Quarantine: Moving your domain to a policy of quarantine is often done to test the waters, telling the receiving mail server to hold or treat as junk any email that is not DMARC-compliant. Typically, you will have spent the last several months reviewing the DMARC reports and taking positive action to introduce alignment on all critical applications, systems and services your business relies on (CRM, Payroll, HR systems etc) before moving to this state.
Reject: Once you are comfortable through your reports that nothing has been missed and all legitimate systems are sending DMARC-compliant mail, you can move your domains into a DMARC policy of reject (p=reject ). At this point you will have done most of the work to retrofit authentication and DMARC alignment to your mail flow.

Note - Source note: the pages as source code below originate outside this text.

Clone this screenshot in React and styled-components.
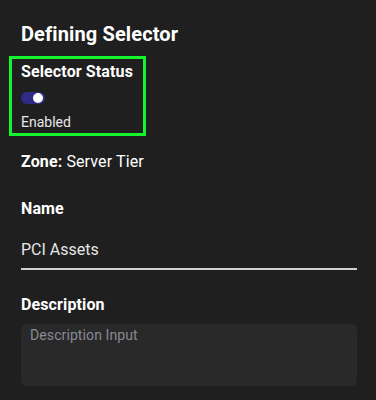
import React from 'react'
import styled, { createGlobalStyle } from 'styled-components'

const GlobalStyle = createGlobalStyle`
  html, body {
    margin: 0;
    padding: 0;
    background: #1f1f1f;
    font-family: Roboto, "Liberation Sans", sans-serif;
    color: #ffffff;
  }
`

const Page = styled.div`
  width: 376px;
  height: 400px;
  overflow: hidden;
  padding: 22px 19px 0 21px;
  box-sizing: border-box;
`

const Title = styled.h2`
  margin: 0;
  font-size: 20px;
  font-weight: 700;
  letter-spacing: 0.12px;
  line-height: 24px;
`

const StatusBox = styled.div`
  margin: 10px 0 0 -12px;
  width: 137px;
  height: 80px;
  box-sizing: border-box;
  border: 3px solid #14f52e;
  padding: 3px 0 0 9px;
  display: flex;
  flex-direction: column;
`

const Label = styled.div`
  font-size: 16px;
  font-weight: 700;
  letter-spacing: 0.12px;
  line-height: 20px;
`

const Toggle = styled.div`
  margin-top: 10px;
  width: 24px;
  height: 12px;
  border-radius: 6px;
  background: #2f2b86;
  position: relative;
  &::after {
    content: '';
    position: absolute;
    right: 2px;
    top: 1px;
    width: 10px;
    height: 10px;
    border-radius: 50%;
    background: #ffffff;
  }
`

const Small = styled.div`
  margin-top: 9px;
  font-size: 14px;
  line-height: 18px;
  color: #e8e8e8;
`

const Zone = styled.div`
  margin-top: 16px;
  font-size: 16px;
  letter-spacing: 0.12px;
  line-height: 20px;
  b { font-weight: 700; }
`

const Field = styled.div`
  margin-top: ${p => p.$gap}px;
  display: flex;
  flex-direction: column;
`

const Value = styled.div`
  margin-top: 20px;
  font-size: 16px;
  line-height: 22px;
  color: #e6e6e6;
  padding-bottom: 7px;
  border-bottom: 2px solid #d0d0d0;
`

const TextArea = styled.div`
  margin-top: 9px;
  height: 62px;
  border-radius: 6px;
  background: #292929;
  padding: 2px 9px;
  box-sizing: border-box;
  font-size: 14px;
  letter-spacing: 0.1px;
  line-height: 18px;
  color: #878a94;
`

export default function App() {
  return (
    <>
      <GlobalStyle />
      <Page>
        <Title>Defining Selector</Title>
        <StatusBox>
          <Label>Selector Status</Label>
          <Toggle />
          <Small>Enabled</Small>
        </StatusBox>
        <Zone><b>Zone:</b> Server Tier</Zone>
        <Field $gap={27}>
          <Label>Name</Label>
          <Value>PCI Assets</Value>
        </Field>
        <Field $gap={25}>
          <Label>Description</Label>
          <TextArea>Description Input</TextArea>
        </Field>
      </Page>
    </>
  )
}
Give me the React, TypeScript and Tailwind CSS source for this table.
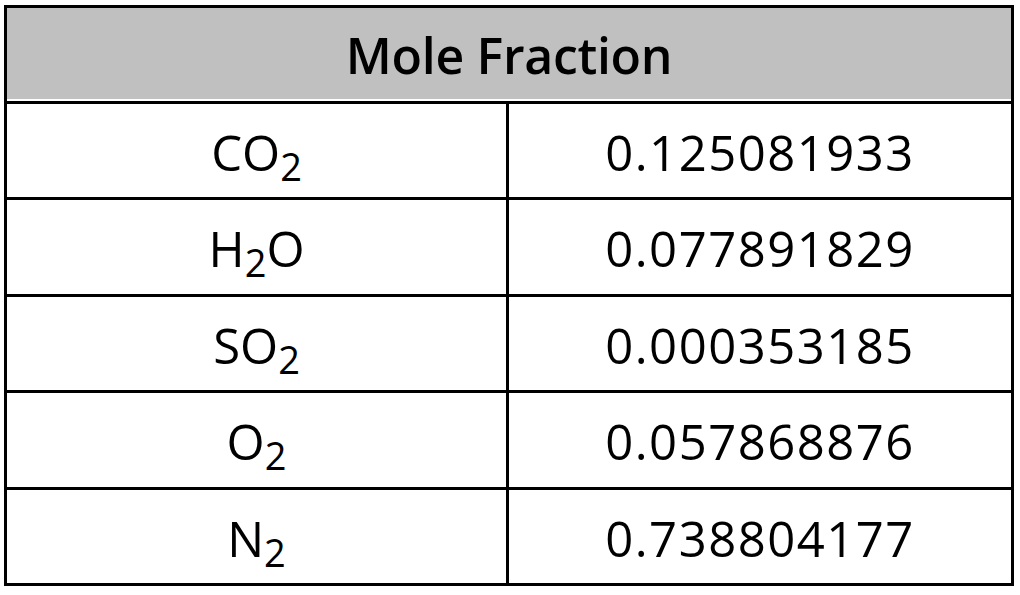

It is no longer possible for adversaries to use the reputation of your brand and its domain names against you, since the protocol will instruct the receiving mail server to discard fraudulent messages.
The goal of course is to move your domains to a policy of “reject”, but it is very important to monitor mail flow by analysing DMARC reports. Therefore it’s best to start with a DMARC policy of “none”.
Below is an example of a DNS TXT DMARC record where you will see the DMARC policy configured and the destination email addresses for DMARC reports (rua = aggregate reports, ruf= forensic reports):
rua=mailto: [email protected];
ruf=mailto: [email protected];
DMARC and email spoofing
By building on SPF and DKIM, DMARC can prevent spoofed emails using your domain names, and stop cybercriminals impersonating your senior executives. Adoption should be gradual, with your organisation moving from a “none” policy through “quarantine” to “reject”, monitoring your systems as you go.
Adopting DMARC brings further benefits. Your email is more likely to reach the desired recipients, and you will be in a strong position to adopt future protocols like BIMI (Brand Indicators for Message Identification). DMARC offers security for today, and opportunities for the future.